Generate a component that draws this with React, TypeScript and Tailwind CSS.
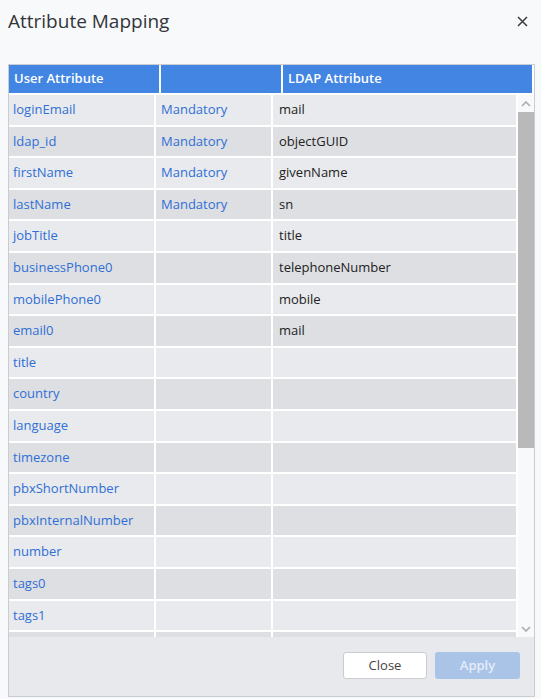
import React from 'react';

const rows: [string, string, string][] = [
  ['loginEmail', 'Mandatory', 'mail'],
  ['ldap_id', 'Mandatory', 'objectGUID'],
  ['firstName', 'Mandatory', 'givenName'],
  ['lastName', 'Mandatory', 'sn'],
  ['jobTitle', '', 'title'],
  ['businessPhone0', '', 'telephoneNumber'],
  ['mobilePhone0', '', 'mobile'],
  ['email0', '', 'mail'],
  ['title', '', ''],
  ['country', '', ''],
  ['language', '', ''],
  ['timezone', '', ''],
  ['pbxShortNumber', '', ''],
  ['pbxInternalNumber', '', ''],
  ['number', '', ''],
  ['tags0', '', ''],
  ['tags1', '', ''],
  ['', '', ''],
];

const Chevron = ({ up }: { up?: boolean }) => (
  <svg width="10" height="6" viewBox="0 0 10 6" className={up ? '' : 'rotate-180'}>
    <polyline points="1,5 5,1 9,5" fill="none" stroke="#a9abae" strokeWidth="1.6" />
  </svg>
);

export default function App() {
  return (
    <div
      className="w-[541px] h-[699px] bg-[#f8f9fb] pl-[8px] pr-[6px] pt-[8px] text-[13px]"
      style={{ fontFamily: '"Open Sans", "Noto Sans", sans-serif' }}
    >
      <div className="flex items-center justify-between h-[26px]">
        <h1 className="text-[19px] text-[#333538] leading-none">Attribute Mapping</h1>
        <svg width="11" height="11" viewBox="0 0 11 11" className="mr-[7px]">
          <path d="M1 1 L10 10 M10 1 L1 10" stroke="#3a3c40" strokeWidth="1.5" />
        </svg>
      </div>

      <div className="mt-[30px] h-[633px] border border-[#c9ccd1] bg-white flex flex-col">
        {/* header */}
        <div className="flex gap-[2px] pr-[2px] h-[28px] shrink-0 text-white font-semibold">
          <div className="w-[150px] bg-[#4285e3] flex items-center pl-[5px]">User Attribute</div>
          <div className="w-[120px] bg-[#4285e3]" />
          <div className="flex-1 bg-[#4285e3] flex items-center pl-[5px]">LDAP Attribute</div>
        </div>

        {/* body */}
        <div className="mt-[2px] h-[542px] flex bg-white overflow-hidden">
          <div className="w-[507px] flex flex-col gap-[2px] overflow-hidden">
            {rows.map(([a, b, c], i) => (
              <div
                key={i}
                className={`flex gap-[2px] h-[29.6px] shrink-0 ${i % 2 === 0 ? 'bg-[#e9eaed]' : 'bg-[#dedfe3]'}`}
              >
                <div className="w-[145px] flex items-center pl-[4px] text-[#2f6fd6]">{a}</div>
                <div className="w-[115px] flex items-center pl-[5px] text-[#2f6fd6] outline-2 outline-white">
                  {b}
                </div>
                <div className="flex-1 flex items-center pl-[6px] text-[#222]">{c}</div>
              </div>
            ))}
          </div>
          <div className="ml-[2px] flex-1 bg-[#f8f9fb] flex flex-col items-center">
            <div className="h-[17px] flex items-center justify-center">
              <Chevron up />
            </div>
            <div className="w-full h-[336px] bg-[#b9b9b9]" />
            <div className="flex-1" />
            <div className="h-[17px] flex items-center justify-center">
              <Chevron />
            </div>
          </div>
        </div>

        {/* footer */}
        <div className="flex-1 bg-[#e8e9ec] flex justify-end items-start gap-[8px] pt-[15px] pr-[14px]">
          <button className="w-[84px] h-[27px] bg-white border border-[#c9ccd1] rounded-[3px] text-[#444] text-[13px]">
            Close
          </button>
          <button className="w-[85px] h-[27px] bg-[#aac4e8] rounded-[3px] text-[#e4ecf8] font-semibold text-[13px]">
            Apply
          </button>
        </div>
      </div>
    </div>
  );
}
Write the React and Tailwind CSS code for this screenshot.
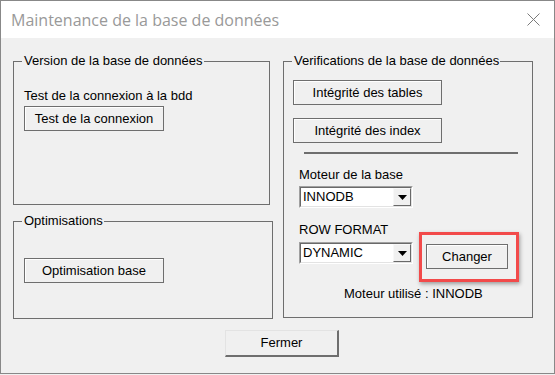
const font = { fontFamily: '"Liberation Sans", Arial, sans-serif' };

function Button({ label, className }) {
  return (
    <button
      className={
        "flex items-center justify-center border border-[#6e6e6e] bg-[#f0f0f0] shadow-[inset_1px_1px_0_#ffffff] text-[13px] leading-[16px] text-black " +
        className
      }
    >
      {label}
    </button>
  );
}

function Combo({ value, className }) {
  return (
    <div
      className={
        "flex border border-t-[#a0a0a0] border-l-[#a0a0a0] border-b-[#ffffff] border-r-[#ffffff] bg-white " +
        className
      }
    >
      <div className="flex flex-1 items-stretch border border-t-[#696969] border-l-[#696969] border-b-[#e3e3e3] border-r-[#e3e3e3]">
        <div className="flex flex-1 items-center pl-[2px] text-[13px] text-black">{value}</div>
        <div className="flex w-[18px] items-center justify-center border border-t-[#f8f8f8] border-l-[#f8f8f8] border-b-[#696969] border-r-[#696969] bg-[#f0f0f0]">
          <svg width="9" height="5" viewBox="0 0 9 5">
            <path d="M0 0h9L4.5 5z" fill="#000" />
          </svg>
        </div>
      </div>
    </div>
  );
}

function Group({ title, className, bodyClass, children }) {
  return (
    <fieldset className={"border border-[#6e6e6e] " + className}>
      <legend className="ml-[8px] pl-[2px] pr-[1px] text-[13px] leading-[16px] text-black">
        {title}
      </legend>
      <div className={bodyClass}>{children}</div>
    </fieldset>
  );
}

export default function App() {
  return (
    <div className="h-[375px] w-[555px] bg-[#f0f0f0]" style={font}>
      <div className="flex h-[374px] w-[555px] flex-col border border-[#888888] bg-[#f0f0f0]">
        <div className="flex h-[37px] items-center justify-between bg-white pl-[10px] pr-[14px]">
          <span
            className="text-[16px] leading-[20px] text-[#999999]"
            style={{ fontFamily: '"Open Sans", "Noto Sans", sans-serif' }}
          >
            Maintenance de la base de données
          </span>
          <svg width="13" height="13" viewBox="0 0 13 13">
            <path d="M0.5 0.5l12 12M12.5 0.5l-12 12" stroke="#7a7a7a" strokeWidth="1" />
          </svg>
        </div>

        <div className="flex flex-1 flex-col pl-[12px] pt-[15px]">
          <div className="flex gap-[10px]">
            <div className="flex w-[260px] flex-col gap-[8px]">
              <Group
                title="Version de la base de données"
                className="h-[152px] w-[257px]"
                bodyClass="pl-[10px] pt-[19px]"
              >
                <div className="text-[13px] leading-[16px] text-black">Test de la connexion à la bdd</div>
                <Button label="Test de la connexion" className="mt-[2px] h-[25px] w-[140px]" />
              </Group>
              <Group title="Optimisations" className="h-[106px] w-[260px]" bodyClass="pl-[10px] pt-[29px]">
                <Button label="Optimisation base" className="h-[25px] w-[140px]" />
              </Group>
            </div>

            <Group
              title="Verifications de la base de données"
              className="h-[265px] w-[250px]"
              bodyClass="pl-[9px] pt-[11px]"
            >
              <Button label="Intégrité des tables" className="h-[25px] w-[149px]" />
              <Button label="Intégrité des index" className="mt-[13px] h-[25px] w-[149px]" />
              <div className="ml-[11px] mt-[9px] h-[2px] w-[214px] bg-[#6e6e6e]" />

              <div className="pl-[6px]">
                <div className="mt-[13px] text-[13px] leading-[16px] text-black">Moteur de la base</div>
                <Combo value="INNODB" className="mt-[3px] h-[22px] w-[114px]" />
                <div className="mt-[14px] text-[13px] leading-[16px] text-black">ROW FORMAT</div>
                <div className="mt-[4px] flex items-start gap-[13px]">
                  <Combo value="DYNAMIC" className="h-[22px] w-[114px]" />
                  <div className="relative mt-[2px]">
                    <Button label="Changer" className="h-[25px] w-[82px]" />
                    <div className="pointer-events-none absolute left-[-7px] top-[-12px] h-[50px] w-[100px] border-[3px] border-[#f24a4a] shadow-[1px_2px_4px_rgba(0,0,0,0.35)]" />
                  </div>
                </div>
              </div>
              <div className="mt-[17px] pl-[51px] text-[13px] leading-[16px] text-black">
                Moteur utilisé : INNODB
              </div>
            </Group>
          </div>

          <button className="ml-[212px] mt-[11px] flex h-[27px] w-[114px] items-center justify-center border border-t-[#e3e3e3] border-l-[#e3e3e3] border-b-2 border-r-2 border-b-[#6e6e6e] border-r-[#6e6e6e] bg-[#f0f0f0] text-[13px] text-black">
            Fermer
          </button>
        </div>
      </div>
    </div>
  );
}
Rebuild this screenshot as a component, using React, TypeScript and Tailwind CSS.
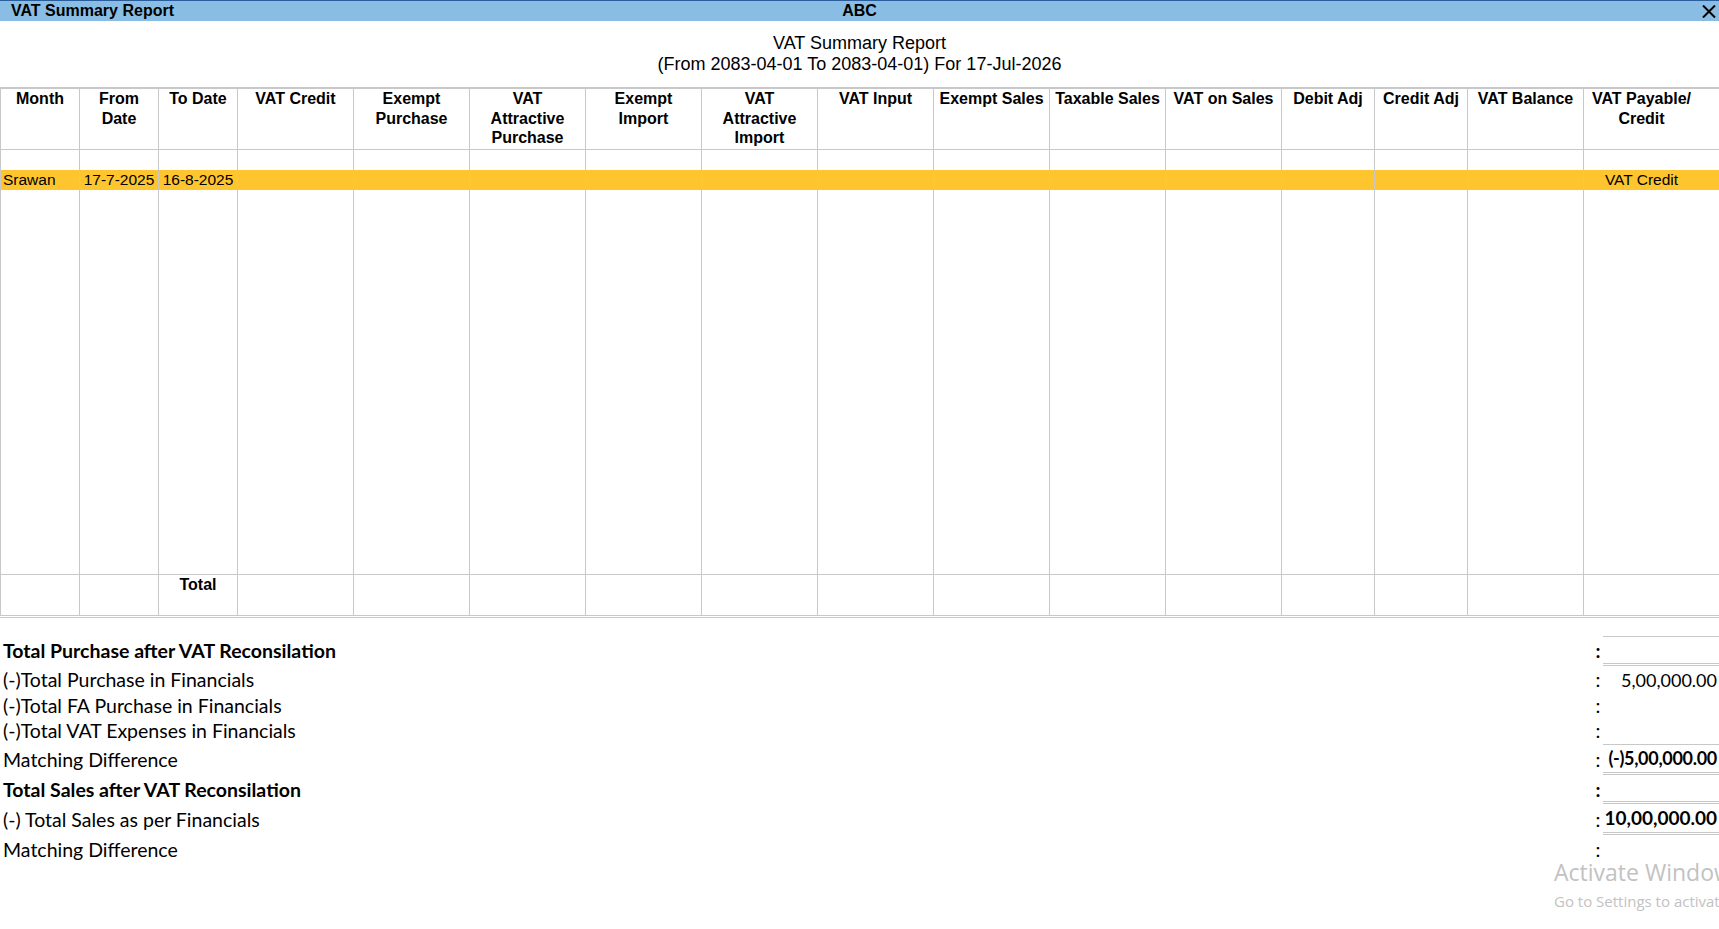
import React from "react";

const cols = [
  ["Month"],
  ["From", "Date"],
  ["To Date"],
  ["VAT Credit"],
  ["Exempt", "Purchase"],
  ["VAT", "Attractive", "Purchase"],
  ["Exempt", "Import"],
  ["VAT", "Attractive", "Import"],
  ["VAT Input"],
  ["Exempt Sales"],
  ["Taxable Sales"],
  ["VAT on Sales"],
  ["Debit Adj"],
  ["Credit Adj"],
  ["VAT Balance"],
  ["VAT Payable/", "Credit"],
];

const dataRow = ["Srawan", "17-7-2025", "16-8-2025", "", "", "", "", "", "", "", "", "", "", "", "", "VAT Credit"];

type Row = {
  label: string;
  bold?: boolean;
  value?: string;
  valueCls?: string;
  h: string;
  top?: boolean;
  bottom?: boolean;
};

const rows: Row[] = [
  { label: "Total Purchase after VAT Reconsilation", bold: true, h: "h-[30px]", top: true, bottom: true },
  { label: "(-)Total Purchase in Financials", value: "5,00,000.00", valueCls: "text-[18px]", h: "h-[28px]" },
  { label: "(-)Total FA Purchase in Financials", h: "h-[24px]" },
  { label: "(-)Total VAT Expenses in Financials", h: "h-[26px]" },
  {
    label: "Matching Difference",
    value: "(-)5,00,000.00",
    valueCls: "text-[18px] font-bold tracking-[-0.3px]",
    h: "h-[31px]",
    top: true,
    bottom: true,
  },
  { label: "Total Sales after VAT Reconsilation", bold: true, h: "h-[29px]", bottom: true },
  {
    label: "(-) Total Sales as per Financials",
    value: "10,00,000.00",
    valueCls: "text-[19px] font-bold",
    h: "h-[31px]",
    bottom: true,
  },
  { label: "Matching Difference", h: "h-[29px]" },
];

export default function App() {
  const cellBase = "border-l border-[#c8c8c8]";
  return (
    <div className="relative w-[1719px] h-[929px] overflow-hidden bg-white text-black font-['Liberation_Sans',Arial,sans-serif]">
      {/* Title bar */}
      <div className="grid grid-cols-3 items-center h-[21px] border-t border-[#2a5d9c] bg-[#89bde4]">
        <div className="pl-[11px] text-[16px] font-bold leading-[20px] whitespace-nowrap">VAT Summary Report</div>
        <div className="text-center text-[16px] font-bold leading-[20px]">ABC</div>
        <div className="flex justify-end pr-[3px]">
          <svg width="14" height="13" viewBox="0 0 14 13">
            <path d="M1 0.5 L13 12.5 M13 0.5 L1 12.5" stroke="#000" strokeWidth="2" fill="none" />
          </svg>
        </div>
      </div>

      {/* Report title */}
      <div className="pt-[12px] text-center text-[18px] leading-[21px]">
        <div>VAT Summary Report</div>
        <div>(From 2083-04-01 To 2083-04-01) For 17-Jul-2026</div>
      </div>

      {/* Table */}
      <div className="mt-[12px] border-t-2 border-[#c8c8c8]">
        <div className="grid grid-cols-[79px_79px_79px_116px_116px_116px_116px_116px_116px_116px_116px_116px_93px_93px_116px_136px]">
          {/* header */}
          {cols.map((lines, i) => (
            <div
              key={"h" + i}
              className={`${cellBase} h-[61px] border-b text-center text-[16px] font-bold leading-[19.5px] whitespace-nowrap ${i === 15 ? "pr-[20px]" : ""}`}
            >
              {lines.map((l, j) => (
                <div key={j}>{l}</div>
              ))}
            </div>
          ))}
          {/* spacer */}
          {cols.map((_, i) => (
            <div key={"s" + i} className={`${cellBase} h-[20px]`} />
          ))}
          {/* data row */}
          {dataRow.map((t, i) => (
            <div
              key={"d" + i}
              className={`${cellBase} h-[20px] bg-[#fec52f] text-[15.5px] leading-[20px] whitespace-nowrap ${
                i === 0 ? "pl-[2px] text-left" : "text-center"
              } ${i === 15 ? "pr-[20px]" : ""}`}
            >
              {t}
            </div>
          ))}
          {/* filler */}
          {cols.map((_, i) => (
            <div key={"f" + i} className={`${cellBase} h-[384px]`} />
          ))}
          {/* total */}
          {cols.map((_, i) => (
            <div
              key={"t" + i}
              className={`${cellBase} h-[41px] border-t text-center text-[16px] font-bold leading-[20px]`}
            >
              {i === 2 ? "Total" : ""}
            </div>
          ))}
        </div>
        <div className="h-[3px] border-y border-[#c8c8c8]" />
      </div>

      {/* Bottom reconciliation */}
      <div className="mt-[18px] font-['Lato','Open_Sans',sans-serif] text-[19.5px]">
        {rows.map((r, i) => (
          <div key={i} className={`flex items-stretch ${r.h}`}>
            <div className={`flex-1 flex items-center pl-[3px] whitespace-nowrap ${r.bold ? "font-bold" : ""}`}>
              {r.label}
            </div>
            <div className={`w-[14px] pl-[4px] flex items-center justify-center ${r.bold ? "font-bold" : ""}`}>:</div>
            <div
              className={`w-[116px] flex items-center justify-end pr-[2px] whitespace-nowrap border-[#c8c8c8] ${
                r.top ? "border-t" : ""
              } ${r.bottom ? "border-b-[3px] border-double" : ""} ${r.valueCls ?? ""}`}
            >
              {r.value ?? ""}
            </div>
          </div>
        ))}
      </div>

      {/* Watermark */}
      <div className="absolute left-[1554px] top-[856px] whitespace-nowrap text-[#c2c2c2] font-['Open_Sans','Noto_Sans',sans-serif] pointer-events-none">
        <div className="text-[23px] leading-[32px]">Activate Windows</div>
        <div className="text-[15px] leading-[20px] mt-[3px]">Go to Settings to activate Windows.</div>
      </div>
    </div>
  );
}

- - - - - - -

Find every line of the data that holds the string "Tailwind", then say how many there are and nothing else.

TASK RESPONSE: 3